Я еще не был комсомольцем, но на третий день после возвращения из больницы уже получил от тети Вари задание — нарисовать парящий в облаках самолет и над ним надпись: «Молодежь, вступай в ОДВФ!»

Пальцы у меня еще были как чужие, но я с жаром принялся за работу.

Словом, в школе стало в тысячу раз интереснее, чем прежде, и я, вступив сразу во все кружки и увлекшись коллективным чтением газет, совсем забыл о докторе Иване Иваныче и о том, что он просил меня зайти не позже двадцатого мая.

Глава 14.

СЕРЕБРЯНЫЙ ПОЛТИННИК.

В этот день, когда я, наконец, собрался, к нему, у нас с самого утра был переполох. Валькин еж нашелся. Оказывается, он забрался на чердак и каким—то образом попал в старую капустную кадку.

Может быть, он вспомнил, что не спал зимой, может быть, ослабел, просидев в кадке две недели, но только вид у него был неважный. Во всяком случае, нужно было постараться поскорее его продать, потому что было, похоже, что он собирается подохнуть. Он больше не прятал рыла и не свертывался клубком, когда его трогали за нос. Рыжая борода как—то обвисла. Словом, он был совсем плох, и больше ничего не оставалось, как отнести его в университет — в университете какая—то лаборатория покупала ежей. Валька завернул его в старые штаны и ушел. Очень грустный, он вернулся через час и сел на кровать.

— Его вскроют, — сказал он мне и перекосился, чтобы не заплакать.

— Как вскроют?

— Очень просто. Разрежут живот и начнут копаться. Жалко.

Мы немного поспорили, у всех ли ежей внутренности на том же месте.

— Ладно, наплевать, — сказал я. — Другого купишь. Сколько тебе дали?

Валька молча разжал кулак.
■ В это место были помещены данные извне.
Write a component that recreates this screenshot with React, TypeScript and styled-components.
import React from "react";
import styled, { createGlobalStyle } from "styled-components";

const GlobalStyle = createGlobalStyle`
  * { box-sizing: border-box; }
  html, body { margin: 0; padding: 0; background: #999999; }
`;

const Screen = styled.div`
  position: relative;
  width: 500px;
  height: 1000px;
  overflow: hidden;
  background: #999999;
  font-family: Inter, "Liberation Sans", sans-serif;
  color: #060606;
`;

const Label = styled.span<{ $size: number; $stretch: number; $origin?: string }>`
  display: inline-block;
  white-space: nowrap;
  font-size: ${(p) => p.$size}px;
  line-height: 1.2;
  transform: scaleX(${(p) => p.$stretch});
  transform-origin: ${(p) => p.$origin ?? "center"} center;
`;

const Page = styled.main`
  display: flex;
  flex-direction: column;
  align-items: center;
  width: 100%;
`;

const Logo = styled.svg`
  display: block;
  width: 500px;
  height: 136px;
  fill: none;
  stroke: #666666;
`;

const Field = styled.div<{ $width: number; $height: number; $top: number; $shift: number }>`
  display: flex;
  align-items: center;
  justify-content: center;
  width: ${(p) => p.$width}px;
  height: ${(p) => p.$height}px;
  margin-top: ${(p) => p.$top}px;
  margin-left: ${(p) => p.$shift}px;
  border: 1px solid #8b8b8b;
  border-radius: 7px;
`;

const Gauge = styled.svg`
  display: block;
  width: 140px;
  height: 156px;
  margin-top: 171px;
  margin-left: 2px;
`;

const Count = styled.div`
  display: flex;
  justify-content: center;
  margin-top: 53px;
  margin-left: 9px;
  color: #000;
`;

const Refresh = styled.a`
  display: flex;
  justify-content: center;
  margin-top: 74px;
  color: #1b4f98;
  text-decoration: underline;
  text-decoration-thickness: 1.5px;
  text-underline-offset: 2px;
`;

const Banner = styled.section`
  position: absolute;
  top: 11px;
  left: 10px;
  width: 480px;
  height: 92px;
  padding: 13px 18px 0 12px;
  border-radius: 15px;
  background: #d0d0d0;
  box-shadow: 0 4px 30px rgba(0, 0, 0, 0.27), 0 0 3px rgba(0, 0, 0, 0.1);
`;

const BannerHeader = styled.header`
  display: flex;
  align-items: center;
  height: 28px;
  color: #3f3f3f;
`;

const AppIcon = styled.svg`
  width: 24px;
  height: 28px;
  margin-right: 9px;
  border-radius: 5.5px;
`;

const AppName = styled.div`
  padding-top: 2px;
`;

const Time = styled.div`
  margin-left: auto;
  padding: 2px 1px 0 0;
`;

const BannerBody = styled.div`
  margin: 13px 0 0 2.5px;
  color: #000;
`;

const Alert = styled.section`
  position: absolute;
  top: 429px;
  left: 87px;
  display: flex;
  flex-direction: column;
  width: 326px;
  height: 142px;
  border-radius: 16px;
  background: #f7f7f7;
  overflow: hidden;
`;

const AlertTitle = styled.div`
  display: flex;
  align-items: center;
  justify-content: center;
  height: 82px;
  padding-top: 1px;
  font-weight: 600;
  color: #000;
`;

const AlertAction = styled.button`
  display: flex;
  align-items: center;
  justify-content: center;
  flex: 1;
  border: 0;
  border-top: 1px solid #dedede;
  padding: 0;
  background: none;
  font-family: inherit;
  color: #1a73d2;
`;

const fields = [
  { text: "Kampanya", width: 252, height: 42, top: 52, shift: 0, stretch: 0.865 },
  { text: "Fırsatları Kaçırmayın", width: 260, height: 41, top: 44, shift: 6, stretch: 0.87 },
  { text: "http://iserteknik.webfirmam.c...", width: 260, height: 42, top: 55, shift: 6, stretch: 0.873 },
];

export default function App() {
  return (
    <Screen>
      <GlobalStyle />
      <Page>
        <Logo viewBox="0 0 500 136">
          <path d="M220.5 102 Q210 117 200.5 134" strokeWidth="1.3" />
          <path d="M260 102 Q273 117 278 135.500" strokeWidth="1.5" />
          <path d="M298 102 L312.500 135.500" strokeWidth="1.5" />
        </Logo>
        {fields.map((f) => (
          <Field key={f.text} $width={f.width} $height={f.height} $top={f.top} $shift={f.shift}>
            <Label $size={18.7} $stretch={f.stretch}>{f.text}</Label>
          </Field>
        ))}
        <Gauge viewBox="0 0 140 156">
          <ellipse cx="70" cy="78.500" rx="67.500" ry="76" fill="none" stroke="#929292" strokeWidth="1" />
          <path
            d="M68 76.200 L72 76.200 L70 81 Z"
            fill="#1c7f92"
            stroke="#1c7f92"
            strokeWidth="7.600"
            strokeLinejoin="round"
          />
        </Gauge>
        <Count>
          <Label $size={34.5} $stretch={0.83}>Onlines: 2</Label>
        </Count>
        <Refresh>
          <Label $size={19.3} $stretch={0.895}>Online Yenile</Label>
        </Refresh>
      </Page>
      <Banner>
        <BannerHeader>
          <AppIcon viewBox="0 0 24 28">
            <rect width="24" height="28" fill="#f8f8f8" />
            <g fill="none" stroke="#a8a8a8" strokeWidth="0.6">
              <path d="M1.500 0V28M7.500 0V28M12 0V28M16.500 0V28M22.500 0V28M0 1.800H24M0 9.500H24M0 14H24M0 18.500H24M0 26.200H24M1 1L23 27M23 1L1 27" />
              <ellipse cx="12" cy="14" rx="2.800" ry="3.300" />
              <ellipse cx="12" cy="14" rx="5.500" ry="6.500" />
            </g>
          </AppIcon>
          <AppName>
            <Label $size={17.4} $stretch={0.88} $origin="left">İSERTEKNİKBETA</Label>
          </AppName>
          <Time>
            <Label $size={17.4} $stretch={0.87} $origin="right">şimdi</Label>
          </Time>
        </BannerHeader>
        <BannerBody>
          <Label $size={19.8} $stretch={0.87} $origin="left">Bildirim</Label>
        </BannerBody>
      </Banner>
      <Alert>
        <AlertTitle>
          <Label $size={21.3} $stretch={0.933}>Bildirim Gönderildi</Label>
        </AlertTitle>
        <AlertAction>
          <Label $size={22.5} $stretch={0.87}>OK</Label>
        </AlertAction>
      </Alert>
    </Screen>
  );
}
Еж был полудохлый, и дали только двадцать копеек.

— А у меня тридцать, — сказал я. — Сложимся и купим спиннинг.

Про спиннинг я нарочно сказал, чтобы его утешить. Спиннинг — это такая складная длинная удочка с длинной леской на колесе, так что наживу можно закидывать от берега метров на сорок. Я видел эту штуку еще в Энске. Один пристав в Энске ловил рыбу спиннингом.

Мы сложились и даже обменяли наши гривенники и пятиалтынные наодин новенький серебряный полтинник. Полтинников я еще не видел, они почему—то редко попадались.
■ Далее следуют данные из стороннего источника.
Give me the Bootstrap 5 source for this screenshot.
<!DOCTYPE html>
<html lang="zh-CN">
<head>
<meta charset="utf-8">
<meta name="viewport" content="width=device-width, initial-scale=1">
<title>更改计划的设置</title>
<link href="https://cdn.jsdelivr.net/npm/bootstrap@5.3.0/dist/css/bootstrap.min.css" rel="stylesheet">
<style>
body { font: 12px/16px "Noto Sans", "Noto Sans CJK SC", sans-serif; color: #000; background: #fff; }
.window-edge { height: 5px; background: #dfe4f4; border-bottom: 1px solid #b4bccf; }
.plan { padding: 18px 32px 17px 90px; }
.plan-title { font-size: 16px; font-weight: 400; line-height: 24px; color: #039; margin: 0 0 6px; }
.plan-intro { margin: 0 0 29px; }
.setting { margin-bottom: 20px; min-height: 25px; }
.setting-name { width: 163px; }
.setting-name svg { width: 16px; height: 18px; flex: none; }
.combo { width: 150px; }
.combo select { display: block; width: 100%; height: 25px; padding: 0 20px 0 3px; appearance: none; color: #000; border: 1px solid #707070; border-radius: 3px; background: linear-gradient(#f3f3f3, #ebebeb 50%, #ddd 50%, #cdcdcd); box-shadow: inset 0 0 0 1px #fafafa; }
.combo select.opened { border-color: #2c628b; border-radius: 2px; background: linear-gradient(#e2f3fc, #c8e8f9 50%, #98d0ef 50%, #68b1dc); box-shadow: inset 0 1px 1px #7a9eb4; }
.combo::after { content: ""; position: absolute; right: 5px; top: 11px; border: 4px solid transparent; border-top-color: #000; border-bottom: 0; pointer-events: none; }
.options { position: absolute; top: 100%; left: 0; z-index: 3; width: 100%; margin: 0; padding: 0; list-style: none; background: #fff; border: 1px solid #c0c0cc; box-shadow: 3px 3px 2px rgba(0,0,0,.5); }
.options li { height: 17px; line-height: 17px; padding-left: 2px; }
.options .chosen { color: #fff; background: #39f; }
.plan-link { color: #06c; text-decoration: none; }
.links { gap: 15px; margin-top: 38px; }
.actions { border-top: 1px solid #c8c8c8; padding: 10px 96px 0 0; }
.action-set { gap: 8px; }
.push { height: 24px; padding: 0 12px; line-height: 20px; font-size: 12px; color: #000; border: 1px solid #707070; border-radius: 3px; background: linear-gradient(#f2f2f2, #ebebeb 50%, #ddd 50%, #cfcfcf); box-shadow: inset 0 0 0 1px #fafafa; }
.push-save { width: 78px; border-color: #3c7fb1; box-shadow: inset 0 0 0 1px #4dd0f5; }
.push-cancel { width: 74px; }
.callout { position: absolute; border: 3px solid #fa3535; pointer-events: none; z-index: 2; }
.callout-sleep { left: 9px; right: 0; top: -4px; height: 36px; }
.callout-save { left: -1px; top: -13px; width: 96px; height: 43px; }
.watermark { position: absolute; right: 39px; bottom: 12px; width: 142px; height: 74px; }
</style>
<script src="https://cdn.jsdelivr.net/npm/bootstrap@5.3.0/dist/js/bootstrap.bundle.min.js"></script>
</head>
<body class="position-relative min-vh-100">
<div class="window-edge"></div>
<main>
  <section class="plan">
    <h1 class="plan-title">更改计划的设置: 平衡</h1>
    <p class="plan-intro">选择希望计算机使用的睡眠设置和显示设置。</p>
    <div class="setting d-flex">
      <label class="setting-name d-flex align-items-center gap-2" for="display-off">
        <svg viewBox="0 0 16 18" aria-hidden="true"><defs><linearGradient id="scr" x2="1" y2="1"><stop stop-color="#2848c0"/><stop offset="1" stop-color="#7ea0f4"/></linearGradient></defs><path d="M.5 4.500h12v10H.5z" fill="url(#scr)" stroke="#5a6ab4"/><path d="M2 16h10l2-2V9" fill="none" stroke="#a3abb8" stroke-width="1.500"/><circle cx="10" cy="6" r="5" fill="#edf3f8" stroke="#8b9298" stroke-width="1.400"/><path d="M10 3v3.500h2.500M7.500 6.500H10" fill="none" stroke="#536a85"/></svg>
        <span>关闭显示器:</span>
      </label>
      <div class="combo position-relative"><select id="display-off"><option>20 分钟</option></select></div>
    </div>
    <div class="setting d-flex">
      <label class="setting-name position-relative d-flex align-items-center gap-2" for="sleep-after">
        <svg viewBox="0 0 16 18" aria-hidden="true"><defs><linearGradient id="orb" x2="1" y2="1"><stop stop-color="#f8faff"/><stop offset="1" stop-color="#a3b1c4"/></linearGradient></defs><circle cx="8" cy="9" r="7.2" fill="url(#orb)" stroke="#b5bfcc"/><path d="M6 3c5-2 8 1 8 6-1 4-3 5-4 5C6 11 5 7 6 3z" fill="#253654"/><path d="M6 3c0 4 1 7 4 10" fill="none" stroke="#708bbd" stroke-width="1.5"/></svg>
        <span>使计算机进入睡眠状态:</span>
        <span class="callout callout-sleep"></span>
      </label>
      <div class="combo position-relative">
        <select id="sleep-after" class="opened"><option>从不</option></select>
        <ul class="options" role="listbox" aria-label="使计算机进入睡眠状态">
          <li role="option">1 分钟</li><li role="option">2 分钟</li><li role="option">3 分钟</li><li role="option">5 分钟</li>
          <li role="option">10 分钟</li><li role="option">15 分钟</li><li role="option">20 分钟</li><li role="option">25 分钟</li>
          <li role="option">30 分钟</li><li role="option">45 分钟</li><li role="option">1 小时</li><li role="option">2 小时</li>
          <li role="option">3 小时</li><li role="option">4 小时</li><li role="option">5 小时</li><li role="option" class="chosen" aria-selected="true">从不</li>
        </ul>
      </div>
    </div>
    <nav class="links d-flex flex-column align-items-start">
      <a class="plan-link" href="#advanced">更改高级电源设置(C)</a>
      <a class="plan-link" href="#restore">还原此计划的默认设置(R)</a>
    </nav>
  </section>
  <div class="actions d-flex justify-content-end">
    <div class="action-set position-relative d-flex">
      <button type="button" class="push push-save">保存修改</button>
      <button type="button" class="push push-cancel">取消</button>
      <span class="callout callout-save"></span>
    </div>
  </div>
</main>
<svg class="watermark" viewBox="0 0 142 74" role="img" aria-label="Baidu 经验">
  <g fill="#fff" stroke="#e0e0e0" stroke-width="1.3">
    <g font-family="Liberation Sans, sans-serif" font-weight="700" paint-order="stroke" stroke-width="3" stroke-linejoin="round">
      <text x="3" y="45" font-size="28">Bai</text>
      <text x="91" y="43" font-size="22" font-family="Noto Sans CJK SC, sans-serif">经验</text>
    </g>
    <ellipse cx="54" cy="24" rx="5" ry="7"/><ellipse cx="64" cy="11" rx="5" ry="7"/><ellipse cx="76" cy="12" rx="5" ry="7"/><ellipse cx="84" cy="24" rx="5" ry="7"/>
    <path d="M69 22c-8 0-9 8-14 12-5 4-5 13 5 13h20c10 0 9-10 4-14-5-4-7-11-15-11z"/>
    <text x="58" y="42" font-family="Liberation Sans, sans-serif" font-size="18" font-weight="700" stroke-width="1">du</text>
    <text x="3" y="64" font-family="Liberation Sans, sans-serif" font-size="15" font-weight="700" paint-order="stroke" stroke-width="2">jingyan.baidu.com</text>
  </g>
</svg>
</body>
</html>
Вся эта история с Валькиным ежом сильно задержала меня, и, когда я выбрался к доктору, уже начинало темнеть, Он жил далеко, на Зубовском бульваре, а трамваи были теперь платные, не то что в двадцатом году. Но я все—таки доехал бесплатно.

Только одно окно светилось в глубине сада, в белом доме с колоннами на Зубовском бульваре, и я решил, что это в комнате доктора горит свет. Я ошибся. Доктор жил, оказывается, в третьем этаже, а свет горел во втором. Квартира восемь, Вот она. Под номером было крупно написано мелом:

«Здесь живет Павлов, а не Левенсон».

Павлов — это и был доктор Иван Иваныч.

Мне открыла женщина с ребенком на руках и, все время шикая, спросила, что мне нужно. Я сказал. Она, все шикая, сказала, что доктор дома, но, кажется, спит.
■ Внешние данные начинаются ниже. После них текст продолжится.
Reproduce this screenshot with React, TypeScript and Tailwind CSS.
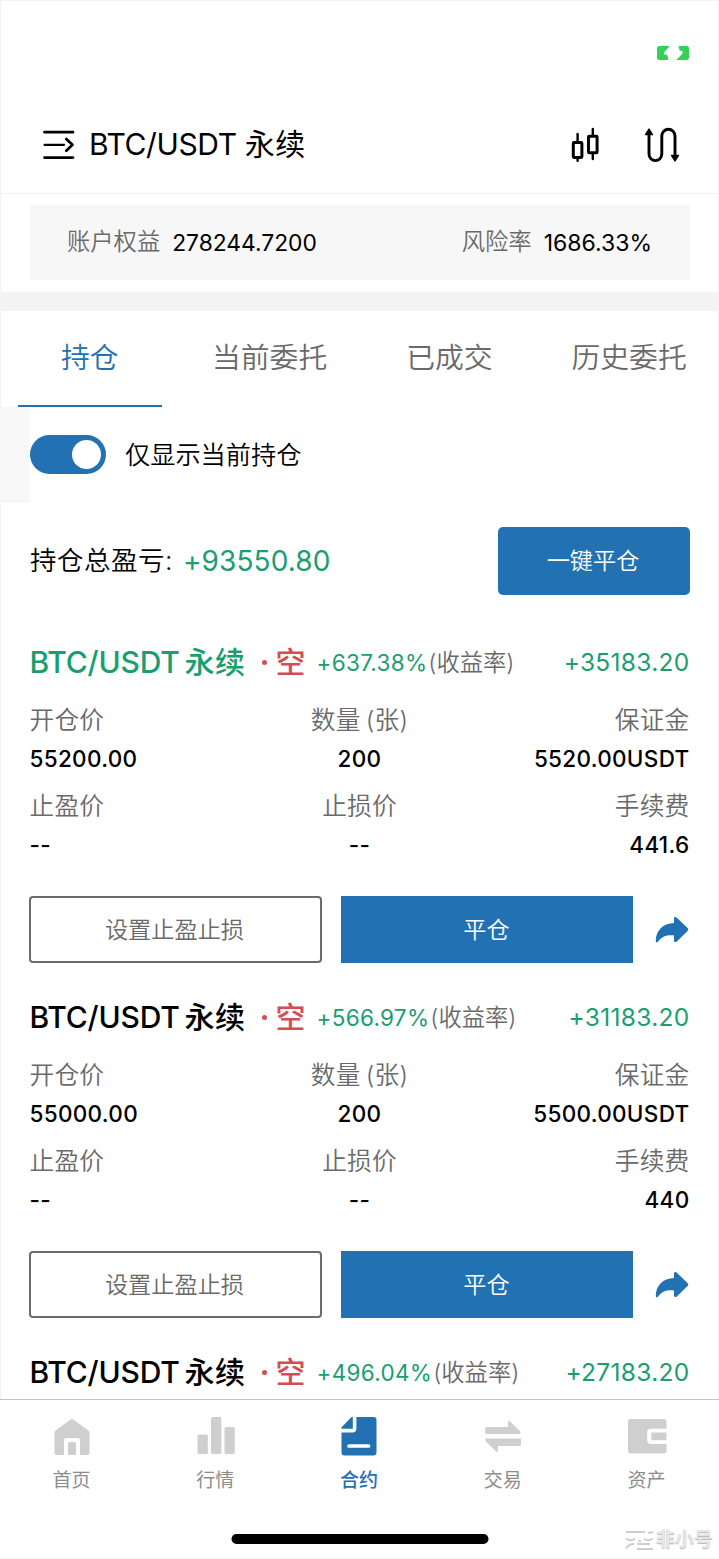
import React from "react";

type Position = {
	rate: string;
	pnl: string;
	price?: string;
	amount?: string;
	margin?: string;
	fee?: string;
	highlighted?: boolean;
};

const POSITIONS: Position[] = [
	{ rate: "+637.38%", pnl: "+35183.20", price: "55200.00", amount: "200", margin: "5520.00USDT", fee: "441.6", highlighted: true },
	{ rate: "+566.97%", pnl: "+31183.20", price: "55000.00", amount: "200", margin: "5500.00USDT", fee: "440" },
	{ rate: "+496.04%", pnl: "+27183.20" },
];

const TABS = ["持仓", "当前委托", "已成交", "历史委托"];

function BatteryIcon() {
	return (
		<svg width="34" height="16" viewBox="0 0 34 16" fill="#32d158">
			<path d="M3.5 1H13.8L8 7.4Q7.2 9.3 9 9.8H11.2L12.5 15H3.5Q1 15 1 12.5V3.5Q1 1 3.5 1Z" />
			<path d="M22.5 1H30.5Q33 1 33 3.5V12.5Q33 15 30.5 15H20.3L26.6 8.4Q27.4 6.4 25.4 5.8H23.6Z" />
		</svg>
	);
}

function MenuIcon() {
	return (
		<svg width="32" height="30" viewBox="0 0 32 30" fill="none" stroke="#000" strokeLinecap="round" strokeLinejoin="round">
			<path d="M1.5 2.2H30M1.5 27.6H30" strokeWidth="2.7" />
			<path d="M1.5 14.8H21" strokeWidth="2.2" />
			<path d="M23.3 9L29.4 14.8L23.3 20.8" strokeWidth="2.7" />
		</svg>
	);
}

function CandlesIcon() {
	return (
		<svg width="28" height="36" viewBox="0 0 28 36" fill="none" stroke="#000" strokeWidth="3" strokeLinecap="round">
			<rect x="2.3" y="15.4" width="8.6" height="15" rx="0.8" />
			<rect x="17.5" y="9.2" width="8.6" height="16.6" rx="0.8" />
			<path d="M6.6 7V14M6.6 31V33.8M21.8 2V8M21.8 27V32" strokeWidth="2.4" />
		</svg>
	);
}

function RouteIcon() {
	return (
		<svg width="36" height="36" viewBox="0 0 36 36" fill="none" stroke="#000" strokeWidth="2.9">
			<path d="M5 6V27A6.4 6.6 0 0 0 17.8 27V9A6.6 6.8 0 0 1 31 9V29" />
			<path d="M5 2L8.5 7.6H1.5ZM31 34L34.5 28.4H27.5Z" fill="#000" strokeWidth="1.4" strokeLinejoin="round" />
		</svg>
	);
}

function ShareIcon() {
	return (
		<svg width="34" height="28" viewBox="0 0 34 28">
			<path d="M19 1.6Q20.3 0.3 21.8 1.7L32.8 12.2Q34 13.6 32.8 14.8L21.8 25.4Q20.3 26.6 19 25.2V19.4C11.5 18.8 6.5 20.6 3.2 25.6Q1.8 27 0.8 25.4C0.6 14.5 8 7.4 19 7Z" fill="#2271b3" />
		</svg>
	);
}

function HomeIcon() {
	return (
		<svg width="40" height="40" viewBox="0 0 40 40" fill="#cfcfcf">
			<path d="M18.8 3.6Q20 2.6 21.2 3.6L36.4 14.6Q37.5 15.5 37.5 17V37Q37.5 39 35.5 39H28V24.5Q28 22 25.5 22H14.5Q12 22 12 24.5V39H4.5Q2.5 39 2.5 37V17Q2.5 15.5 3.6 14.6Z" />
			<rect x="16" y="26" width="8" height="13" rx="1.5" />
		</svg>
	);
}

function MarketIcon() {
	return (
		<svg width="40" height="40" viewBox="0 0 40 40" fill="#cfcfcf">
			<rect x="1.5" y="18.5" width="10.3" height="19.5" rx="1.5" />
			<rect x="15" y="1" width="10.3" height="37" rx="1.5" />
			<rect x="28.5" y="11" width="10.3" height="27" rx="1.5" />
		</svg>
	);
}

function ContractIcon() {
	return (
		<svg width="40" height="40" viewBox="0 0 40 40" fill="#2271b3">
			<path d="M13.8 1V12.7H2.4V11.5L12.5 1Z" />
			<path d="M17.4 1H34.5Q37.5 1 37.5 4V36.500Q37.500 39.500 34.500 39.500H5.500Q2.500 39.500 2.500 36.500V16.500H13.400Q17.400 16.500 17.400 12.500Z" />
			<rect x="8.3" y="28.2" width="23" height="3.6" rx="1.6" fill="#fff" />
		</svg>
	);
}

function TradeIcon() {
	return (
		<svg width="40" height="40" viewBox="0 0 40 40" fill="#cfcfcf">
			<path d="M3.5 11H25V5.6Q25.3 4.2 26.8 5.2L37.3 15.5V18H3.5Q2.2 18 2.2 16.7V12.3Q2.2 11 3.5 11Z" />
			<path d="M2.5 22.5H36.7Q38 22.5 38 23.8V28.7Q38 30 36.7 30H15V35Q14.5 36.8 13 35.6L2.5 25Z" />
		</svg>
	);
}

function WalletIcon() {
	return (
		<svg width="40" height="40" viewBox="0 0 40 40" fill="#cfcfcf">
			<path d="M4 3H36.5Q39.500 3 39.500 6V12.800H24Q20.200 12.800 20.200 16.500V24.300Q20.200 28 24 28H39.500V34.500Q39.500 37.500 36.500 37.500H4Q1 37.500 1 34.500V6Q1 3 4 3Z" />
			<path d="M24.3 16.5H39.5V24.2H24.3Z" />
		</svg>
	);
}

function WatermarkIcon() {
	return (
		<svg width="29" height="22" viewBox="0 0 29 22" fill="none" stroke="#cdcdcd" strokeWidth="1.8">
			<path d="M1 3H20M23 4L28 3M1 9.5Q6 13 10 9.500M19 9.500Q23 13 28 9.500M13 12H16M1 19.500Q4 15 9 15M12 15H25M12 20H28" />
		</svg>
	);
}

const NAV = [
	{ name: "首页", icon: <HomeIcon /> },
	{ name: "行情", icon: <MarketIcon /> },
	{ name: "合约", icon: <ContractIcon />, active: true },
	{ name: "交易", icon: <TradeIcon /> },
	{ name: "资产", icon: <WalletIcon /> },
];

function Cell({ label, value, align }: { label: string; value?: string; align: string }) {
	return (
		<div className={`flex flex-col ${align}`}>
			<p className="h-[38px] leading-[38px] text-[24.7px] font-[350] text-[#6a6a6a] tracking-[0.2px] [word-spacing:-2px]">{label}</p>
			<p className="h-[39px] leading-[39px] text-[22.5px] font-medium text-black tracking-[0.3px]">{value}</p>
		</div>
	);
}

function PositionCard({ position }: { position: Position }) {
	return (
		<div className="flex-none px-[29.5px]">
			<div className="flex h-[45px] items-center whitespace-nowrap">
				<p className={`w-[232px] pb-px text-[30px] leading-[44px] font-medium ${position.highlighted ? "text-[#1a9e6f]" : "text-black"}`}>
					<span className="tracking-[-0.2px]">BTC/USDT</span>
					<span className="ml-[5px] tracking-[0.3px]">永续</span>
				</p>
				<span className="size-[5px] rounded-full bg-[#d64c52] mr-[9px]" />
				<p className="w-[41px] pb-px text-[30px] leading-[44px] font-medium text-[#d64c52]">空</p>
				<p className="text-[22.5px] text-[#1a9e6f] tracking-[0.3px]">{position.rate}</p>
				<p className="ml-px pt-px text-[23.3px] font-[350] text-[#6a6a6a]">(收益率)</p>
				<div className="grow" />
				<p className="text-[24.5px] text-[#1a9e6f] tracking-[0.3px]">{position.pnl}</p>
			</div>
			{position.price ? (
				<>
					<div className="grid grid-cols-3 gap-y-[9px] pt-4">
						<Cell label="开仓价" value={position.price} align="items-start" />
						<Cell label="数量 (张)" value={position.amount} align="items-center" />
						<Cell label="保证金" value={position.margin} align="items-end" />
						<Cell label="止盈价" value="--" align="items-start" />
						<Cell label="止损价" value="--" align="items-center" />
						<Cell label="手续费" value={position.fee} align="items-end" />
					</div>
					<div className="my-8 flex h-[67px] items-center">
						<button type="button" className="-ml-[0.5px] h-full w-[293px] rounded-[4px] border-2 border-[#6b6b6b] pr-[2px] text-[23.2px] font-[350] leading-[34px] text-[#6a6a6a]">设置止盈止损</button>
						<button type="button" className="ml-[19px] h-full w-[292px] bg-[#2271b3] pr-px text-[23.2px] font-[350] leading-[34px] text-white">平仓</button>
						<button type="button" className="ml-[22px]"><ShareIcon /></button>
					</div>
				</>
			) : undefined}
		</div>
	);
}

export function App() {
	return (
		<div className="flex h-[1559px] w-[719px] flex-col border border-[#f3f3f3] bg-white font-['Inter','Noto_Sans_CJK_SC',sans-serif]">
			<div className="-mx-px -mt-px flex h-[194px] flex-none flex-col border-b border-[#f0f0f0]">
				<div className="flex h-[97px] flex-none items-end justify-end pr-[29px] pb-9">
					<BatteryIcon />
				</div>
				<div className="flex h-[96px] flex-none items-center pl-[43px] pr-[39px]">
					<MenuIcon />
					<p className="ml-[14px] pb-[2px] text-[30px] leading-[44px]"><span className="tracking-[-0.4px]">BTC/USDT</span><span className="ml-[8px] tracking-[0.6px]">永续</span></p>
					<div className="grow" />
					<CandlesIcon />
					<div className="ml-[45px]"><RouteIcon /></div>
				</div>
			</div>

			<div className="-mx-px flex h-[116.5px] flex-none flex-col border-b-[19px] border-[#f4f4f4] px-[29.5px] pt-[10.5px]">
				<div className="flex h-[75.5px] items-center justify-between bg-[#f7f7f7] px-[37.5px] pt-px">
					<p className="flex items-center text-[23.3px] font-[350] text-[#6a6a6a]">账户权益<span className="ml-3 text-[22.8px] font-normal text-black">278244.7200</span></p>
					<p className="flex items-center text-[23.3px] font-[350] text-[#6a6a6a]">风险率<span className="ml-3 text-[23px] font-normal text-black">1686.33%</span></p>
				</div>
			</div>

			<div className="-mx-px grid h-[96px] flex-none grid-cols-4">
				{TABS.map((tab, i) => (
					<div key={tab} className={`mx-[18px] flex justify-center whitespace-nowrap pt-[26px] text-[28.8px] font-[350] leading-[42px] ${i === 0 ? "border-b-2 border-[#2271b3] text-[#2271b3]" : "text-[#6a6a6a]"}`}>
						<span>{tab}</span>
					</div>
				))}
			</div>

			<div className="-mx-px flex h-[96px] flex-none items-center">
				<div className="h-full w-[29.5px] bg-[#f8f8f8]" />
				<div className="mb-px flex h-[39px] w-[76.5px] items-center justify-end rounded-full bg-[#2271b3] pr-[5px]">
					<div className="size-[29px] rounded-full bg-white" />
				</div>
				<p className="ml-[19px] pt-px text-[25.2px] font-[350] leading-[38px]">仅显示当前持仓</p>
			</div>

			<div className="-mx-px mt-[24.5px] flex h-[68px] flex-none items-center px-[29px]">
				<p className="pl-px text-[26.5px] font-[350] tracking-[0.5px]">持仓总盈亏:</p>
				<p className="ml-[10px] text-[28px] text-[#1a9e6f] tracking-[0.1px]">+93550.80</p>
				<div className="grow" />
				<button type="button" className="h-[68px] w-[192px] rounded-[5px] bg-[#2271b3] pr-[2px] text-[23.2px] font-[350] text-white">一键平仓</button>
			</div>

			<div className="-mx-px flex h-[804px] flex-none flex-col pt-[45px]">
				{POSITIONS.map((position) => <PositionCard key={position.pnl} position={position} />)}
			</div>

			<div className="relative -mx-px flex grow flex-col border-t border-[#c4c4c4] bg-white">
				<div className="grid grid-cols-5 pt-4">
					{NAV.map((item) => (
						<div key={item.name} className={`flex flex-col items-center text-[19px] ${item.active ? "text-[#2271b3] font-medium" : "text-[#8c8c8c]"}`}>
							{item.icon}
							<p className="mt-[11px] pr-px leading-[28px]">{item.name}</p>
						</div>
					))}
				</div>
				<div className="mx-auto mt-[39px] h-[10px] w-[257px] translate-x-[0.5px] rounded-full bg-black" />
				<div className="absolute bottom-[6px] right-[6px] flex items-center gap-[2px]">
					<WatermarkIcon />
					<span className="text-[19px] font-bold leading-[24px] text-[#e6e6e6] [text-shadow:0_1px_1px_#b5b5b5]">非小号</span>
				</div>
			</div>
		</div>
	);
}

export default App;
— Все—таки постучи, — шепотом сказала она. — Наверно, не спит.

— Не сплю! — закричал откуда—то доктор. — Кто там?

— Какой—то мальчик.

— Пусть войдет.

Я в первый раз был у доктора и удивился, что в комнате такой беспорядок. На полу, вперемешку с пакетами чаю и табаку, валялись кожаные перчатки и странные красивые меховые сапоги. Вся комната была завалена открытыми чемоданами и заплечными мешками. И среди этого развала со штативом в руках стоял доктор Иван Иваныч.

— А, Саня! — весело сказал он. — Явился, Ну, как дела? Живешь?

— Живу.

— Отлично! Кашляешь?

— Нет.

— Молодец! А я, брат, о тебе статью написал.

Я думал, что он шутит.

— Редкий случай немоты, — сказал доктор, — Можешь сам прочитать в N17 «Врачебной газеты». Больной Г. это, брат, ты. Считай, что прославился. Правда, пока еще в качестве больного. Но все впереди.

Он запел: «Все впереди, все впереди!» — и вдруг накинулся на самый большой чемодан, захлопнул и сел на него, чтобы он лучше закрылся.

Должно быть, доктор собирался уезжать из Москвы. Я хотел спросить, куда он едет, но решил сперва узнать, почему у него на двери написано, что здесь живет он, а не Левенсон.